DIRECTIONS |
Below are some records. Count the lines with "React" in them and give nothing but the total.

(Rows from a dataset of pages and code)
────────────────────────────────────────

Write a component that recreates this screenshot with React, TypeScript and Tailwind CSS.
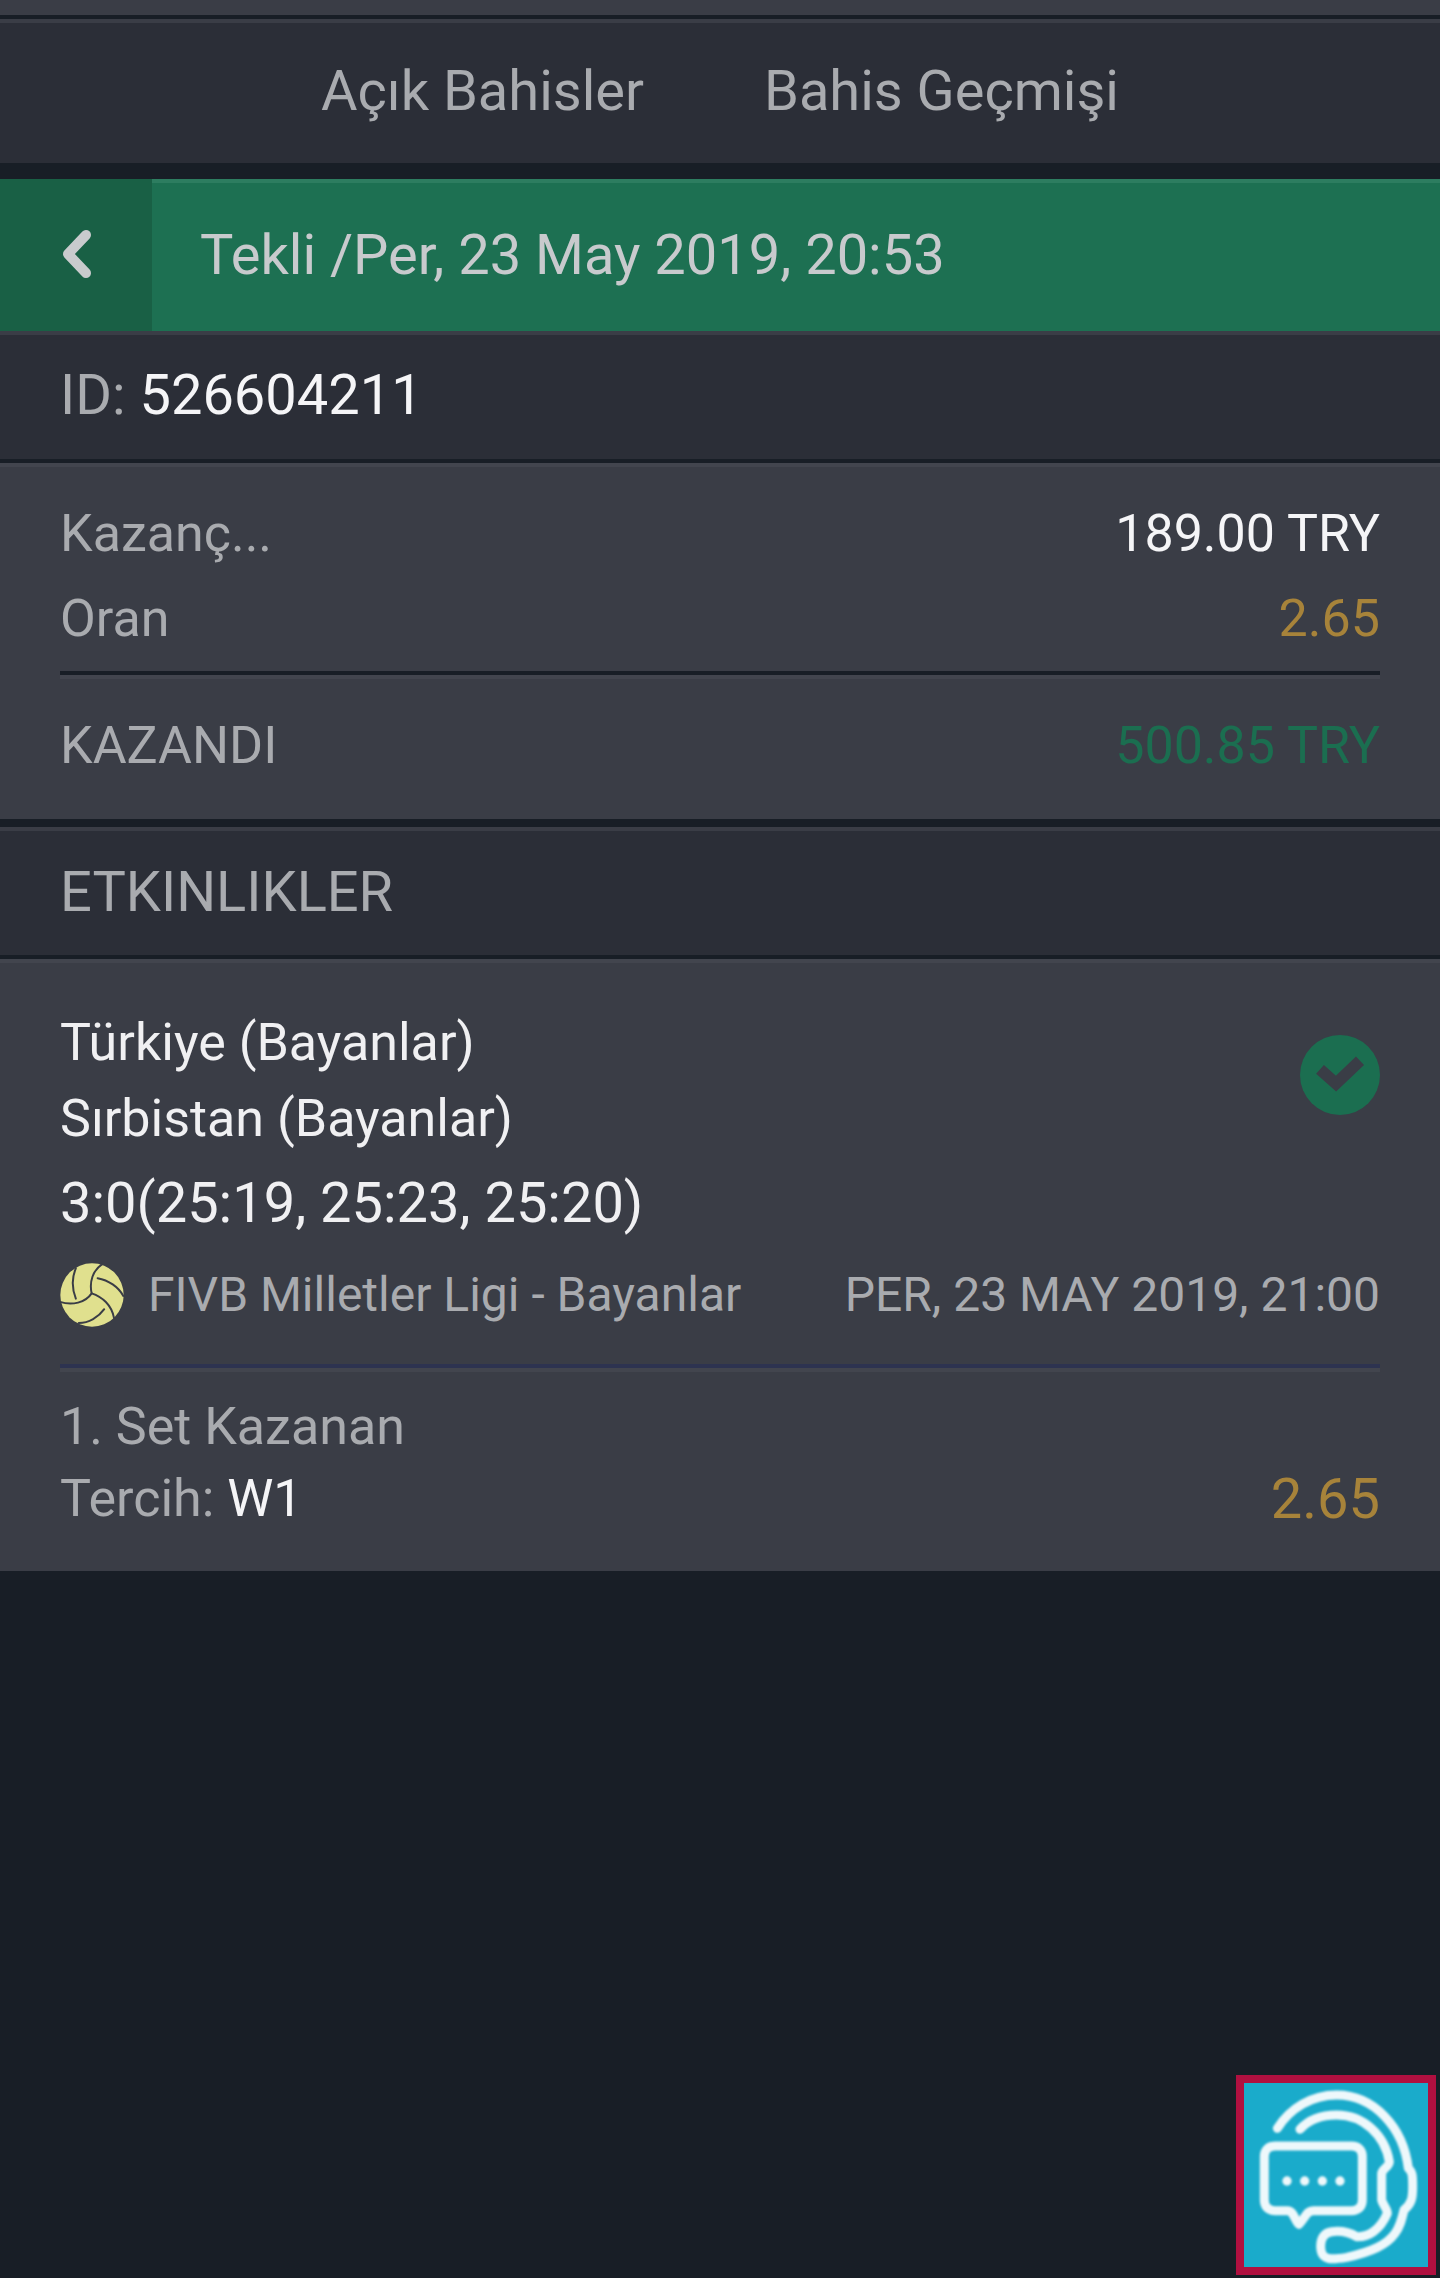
import React from "react";

function Ball() {
  return (
    <svg viewBox="85 65 200 200" className="w-[66px] h-[66px] shrink-0 -ml-[1px]">
      <circle cx="185" cy="165" r="96" fill="#e0e08e" />
      <g fill="none" stroke="#3a3d46" strokeWidth="6" strokeLinecap="round">
        <path d="M136 84C124 112 124 145 136 176" />
        <path d="M88 186C125 198 165 188 184 160" />
        <path d="M215 72C188 90 176 125 184 160C215 170 245 195 252 236" />
        <path d="M202 114C235 120 265 140 280 168" />
        <path d="M145 250C175 250 205 232 222 208" />
      </g>
    </svg>
  );
}

function Check() {
  return (
    <svg viewBox="90 75 240 240" className="w-20 h-20 shrink-0 self-start mt-[30px]">
      <circle cx="210" cy="195" r="120" fill="#1b6e50" />
      <path d="M150 178L198 221L270 152" fill="none" stroke="#3a3d46" strokeWidth="35" strokeLinejoin="miter" />
    </svg>
  );
}

function Chat() {
  return (
    <div className="absolute right-[4px] bottom-[3px] w-[200px] h-[200px] border-[8px] border-[#b01040] bg-[#1aabcb]">
      <svg viewBox="132 129 552 552" className="w-full h-full block">
        <defs>
          <filter id="soft" x="-5%" y="-5%" width="110%" height="110%">
            <feGaussianBlur stdDeviation="2.5" />
          </filter>
        </defs>
        <g filter="url(#soft)">
          <g fill="none" stroke="#eef8fb" strokeWidth="27" strokeLinecap="round" strokeLinejoin="round">
            <path d="M232 265C270 205 335 165 410 165C520 165 610 260 625 385C637 395 638 405 638 440C638 475 635 490 612 510C605 540 600 560 585 580C560 615 515 635 440 652C415 656 395 658 385 655C365 650 362 635 362 618C362 595 372 578 395 575C420 572 445 575 470 590C505 592 540 570 562 520C562 505 548 495 545 480L545 400C548 385 568 380 568 365C555 285 490 225 410 225C365 225 325 240 300 268" />
            <path d="M225 318H455C475 318 487 330 487 350V480C487 500 475 512 455 512H340C320 512 318 530 297 553C285 545 282 512 262 512H225C205 512 193 500 193 480V350C193 330 205 318 225 318Z" />
          </g>
          <g fill="#eef8fb">
            <circle cx="261" cy="423" r="14" />
            <circle cx="314" cy="423" r="14" />
            <circle cx="367" cy="423" r="14" />
            <circle cx="420" cy="423" r="14" />
          </g>
        </g>
      </svg>
    </div>
  );
}

export default function App() {
  return (
    <div className="relative w-[1440px] h-[2278px] overflow-hidden bg-[#181e26] font-[Roboto] text-[#a9abaf]">
      <div className="h-[15px] bg-[#3a3d46]" />
      <div className="h-[4px]" />

      <nav className="h-[144px] border-t-4 border-[#3a3d46] bg-[#2b2e37] flex items-center justify-center gap-[120px] text-[56px] pb-[4px]">
        <span>Açık Bahisler</span>
        <span>Bahis Geçmişi</span>
      </nav>
      <div className="h-[16px]" />

      <header className="h-[152px] border-t-4 border-[#2d7d60] bg-[#1d7052] flex text-[#c8cacd]">
        <div className="w-[152px] -mt-[4px] flex items-center pl-[62px] bg-[#196045] pb-[2px]">
          <svg width="30" height="48" viewBox="0 0 30 48" fill="none">
            <path d="M24 5L6 24L24 43" stroke="#c9cbcd" strokeWidth="10" strokeLinecap="round" strokeLinejoin="round" />
          </svg>
        </div>
        <div className="flex items-center pl-[48px] text-[56px] pb-[4px]">Tekli /Per, 23 May 2019, 20:53</div>
      </header>

      <section className="h-[128px] border-t-4 border-[#3a3d46] bg-[#2b2e37] flex items-center px-[60px] text-[56px] pb-[4px]">
        <span>
          ID: <span className="text-[#f5f5f7]">526604211</span>
        </span>
      </section>

      <section className="border-t-4 border-[#181e26]">
        <div className="h-[356px] border-t-4 border-[#42454e] bg-[#3a3d46] px-[60px] pt-[24px] text-[52px]">
          <div className="h-[85px] flex items-center justify-between">
            <span>Kazanç...</span>
            <span className="text-[#f5f5f7]">189.00 TRY</span>
          </div>
          <div className="h-[85px] flex items-center justify-between">
            <span>Oran</span>
            <span className="text-[#a7833a]">2.65</span>
          </div>
          <div className="mt-[10px] border-t-4 border-[#181e26]">
            <div className="border-t-4 border-[#42454e] h-[134px] flex items-center justify-between pt-[4px]">
              <span>KAZANDI</span>
              <span className="text-[#1b6e50]">500.85 TRY</span>
            </div>
          </div>
        </div>
      </section>

      <section className="border-t-8 border-[#181e26]">
        <div className="h-[128px] border-t-4 border-[#3a3d46] bg-[#2b2e37] flex items-center px-[60px] text-[56px] pb-[2px]">
          ETKINLIKLER
        </div>
      </section>

      <section className="border-t-4 border-[#181e26]">
        <div className="h-[612px] border-t-4 border-[#42454e] bg-[#3a3d46] px-[60px] pt-[42px]">
          <div className="flex items-center justify-between">
            <div className="text-[52px] leading-[76px] text-[#f0f0f2]">
              <div>Türkiye (Bayanlar)</div>
              <div>Sırbistan (Bayanlar)</div>
            </div>
            <Check />
          </div>
          <div className="text-[56px] leading-[84px] text-[#f0f0f2] mt-[4px]">3:0(25:19, 25:23, 25:20)</div>
          <div className="mt-[10px] flex items-center justify-between text-[48px] h-[80px]">
            <div className="flex items-center gap-[23px]">
              <Ball />
              <span>FIVB Milletler Ligi - Bayanlar</span>
            </div>
            <span>PER, 23 MAY 2019, 21:00</span>
          </div>
          <div className="mt-[29px] border-t-4 border-[#2d3350]">
            <div className="border-t-4 border-[#42454e] pt-[19px]">
              <div className="text-[52px] leading-[72px]">1. Set Kazanan</div>
              <div className="flex items-center justify-between text-[52px] leading-[72px]">
                <span>
                  Tercih: <span className="text-[#f5f5f7]">W1</span>
                </span>
                <span className="text-[56px] text-[#a7833a]">2.65</span>
              </div>
            </div>
          </div>
        </div>
      </section>

      <Chat />
    </div>
  );
}
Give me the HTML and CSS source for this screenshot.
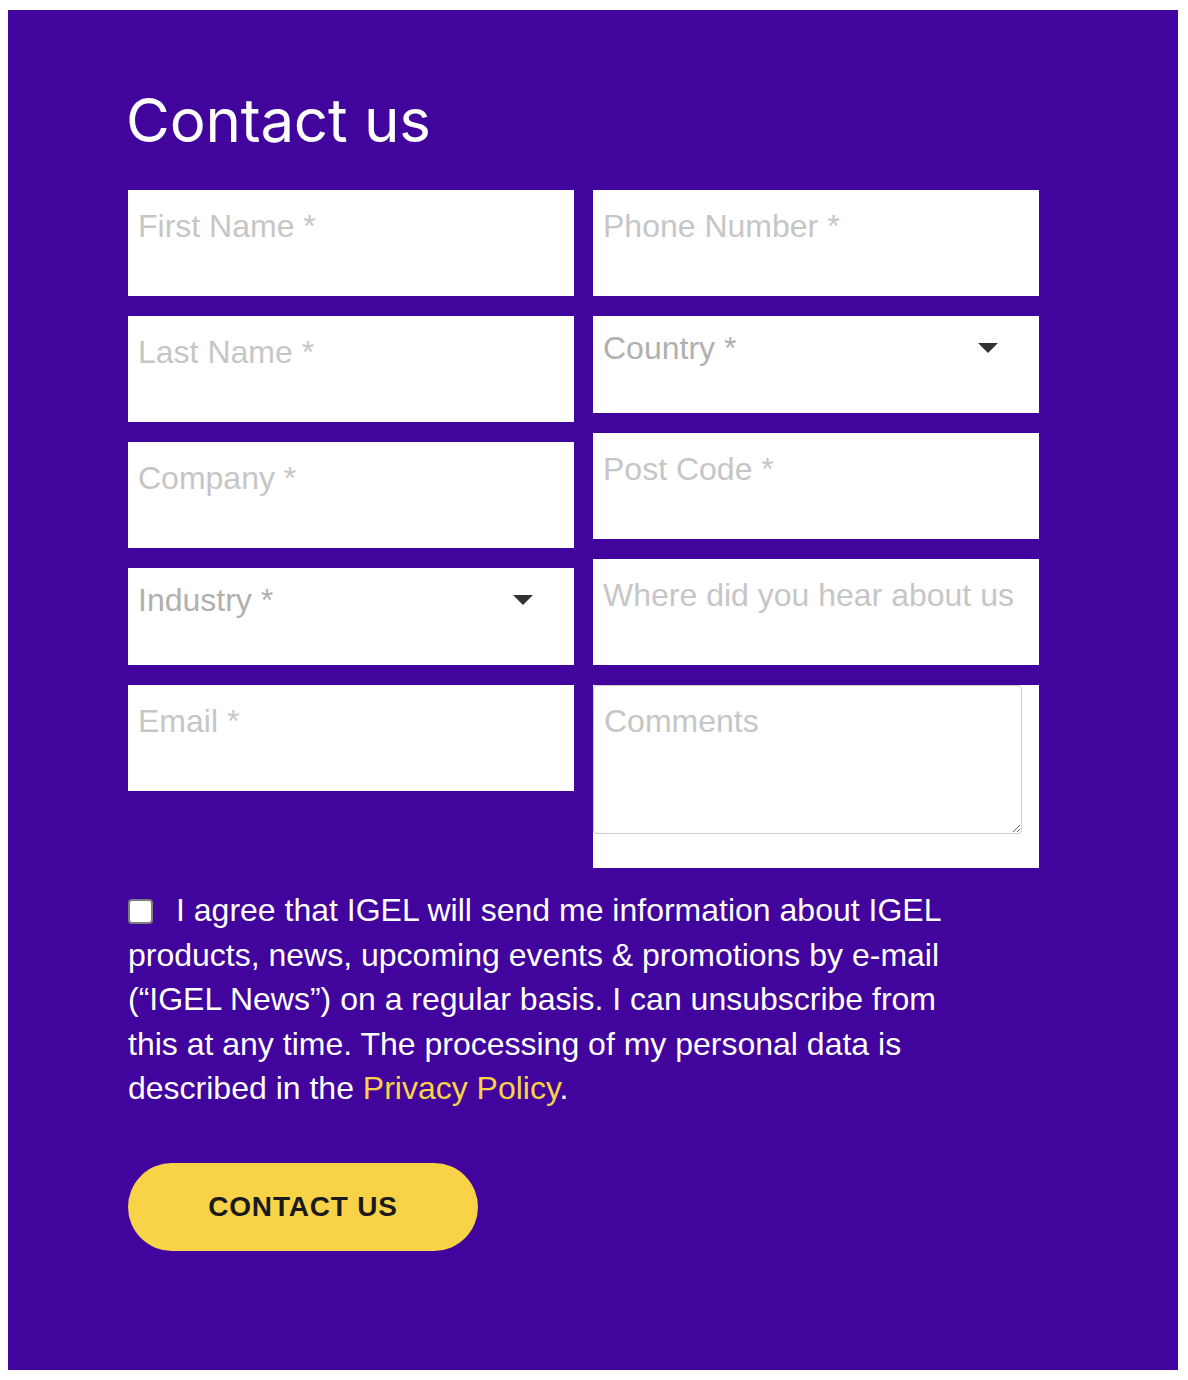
FILE: index.html
```html
<!DOCTYPE html>
<html lang="en">
<head>
<meta charset="utf-8">
<title>Contact us</title>
<link rel="stylesheet" href="styles.css">
</head>
<body>
<section class="contact">
  <h1 class="contact__title">Contact us</h1>
  <form class="contact__form">
    <div class="contact__grid">
      <div class="contact__col">
        <input class="field" type="text" placeholder="First Name *">
        <input class="field" type="text" placeholder="Last Name *">
        <input class="field" type="text" placeholder="Company *">
        <div class="select-wrap">
          <select class="select">
            <option>Industry *</option>
          </select>
          <svg class="select-arrow" width="20" height="10" viewBox="0 0 20 10"><path d="M0 0 H20 L10 10 Z" fill="#333"/></svg>
        </div>
        <input class="field" type="email" placeholder="Email *">
      </div>
      <div class="contact__col">
        <input class="field" type="tel" placeholder="Phone Number *">
        <div class="select-wrap">
          <select class="select">
            <option>Country *</option>
          </select>
          <svg class="select-arrow" width="20" height="10" viewBox="0 0 20 10"><path d="M0 0 H20 L10 10 Z" fill="#333"/></svg>
        </div>
        <input class="field" type="text" placeholder="Post Code *">
        <input class="field" type="text" placeholder="Where did you hear about us">
        <div class="comments">
          <textarea class="comments__area" placeholder="Comments"></textarea>
        </div>
      </div>
    </div>
    <p class="consent">
      <input class="consent__box" type="checkbox">I agree that IGEL will send me information about IGEL products, news, upcoming events &amp; promotions by e-mail (“IGEL News”) on a regular basis. I can unsubscribe from this at any time. The processing of my personal data is described in the <a class="consent__link" href="#">Privacy Policy</a>.
    </p>
    <button class="submit" type="button">CONTACT US</button>
  </form>
</section>
</body>
</html>
```

FILE: styles.css
```css
html, body {
  background: #ffffff;
}
body {
  margin: 10px 8px;
}
.contact {
  width: 1170px;
  height: 1360px;
  box-sizing: border-box;
  background: #41049d;
  padding: 74px 120px 0 120px;
}
.contact__title {
  margin: 0 0 34px -2px;
  font-family: Inter, "Noto Sans", sans-serif;
  font-weight: 400;
  font-size: 60px;
  line-height: 72px;
  color: #ffffff;
  letter-spacing: -0.2px;
}
.contact__form {
  margin: 0;
}
.contact__grid {
  display: grid;
  grid-template-columns: 446px 446px;
  column-gap: 19px;
  align-items: start;
}
.contact__col {
  display: flex;
  flex-direction: column;
  gap: 20px;
}
.field,
.select,
.comments__area {
  font-family: "Liberation Sans", Arial, sans-serif;
  font-size: 32px;
  line-height: 36px;
}
.field {
  display: block;
  box-sizing: border-box;
  width: 446px;
  height: 106px;
  margin: 0;
  border: 0;
  border-radius: 0;
  background: #ffffff;
  padding: 18px 10px 52px 10px;
  color: #333;
  outline: none;
}
.field::placeholder,
.comments__area::placeholder {
  color: #c6c6c6;
  opacity: 1;
}
.select-wrap {
  position: relative;
  width: 446px;
  height: 97px;
}
.select {
  display: block;
  box-sizing: border-box;
  width: 446px;
  height: 97px;
  margin: 0;
  border: 0;
  border-radius: 0;
  background: #ffffff;
  padding: 14px 60px 47px 10px;
  color: #b0b0b0;
  appearance: none;
  -webkit-appearance: none;
  outline: none;
}
.select-arrow {
  position: absolute;
  right: 41px;
  top: 27px;
  pointer-events: none;
}
.comments {
  width: 446px;
  height: 183px;
  background: #ffffff;
}
.comments__area {
  display: block;
  box-sizing: border-box;
  width: 429px;
  height: 149px;
  margin: 0;
  padding: 17px 10px;
  border: 1px solid #cccccc;
  border-radius: 4px;
  background: #ffffff;
  color: #333;
  outline: none;
}
.consent {
  margin: 20px 0 0 0;
  max-width: 840px;
  font-family: "Liberation Sans", Arial, sans-serif;
  font-size: 32px;
  line-height: 44.5px;
  color: #ffffff;
}
.consent__box {
  appearance: none;
  -webkit-appearance: none;
  box-sizing: border-box;
  width: 25px;
  height: 25px;
  margin: 0 23px 0 0;
  border: 2px solid #7d7d7d;
  border-radius: 4px;
  background: #ffffff;
  vertical-align: -3px;
}
.consent__link {
  color: #f8d347;
  text-decoration: none;
}
.submit {
  display: block;
  margin: 52px 0 0 0;
  width: 350px;
  height: 88px;
  border: 0;
  border-radius: 44px;
  background: #f8d347;
  color: #1a1a1a;
  font-family: "Liberation Sans", Arial, sans-serif;
  font-weight: 700;
  font-size: 28px;
  letter-spacing: 0.8px;
  padding: 0;
  cursor: pointer;
}
```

────────────────────────────────────────

PROBLEM SOLUTION |
2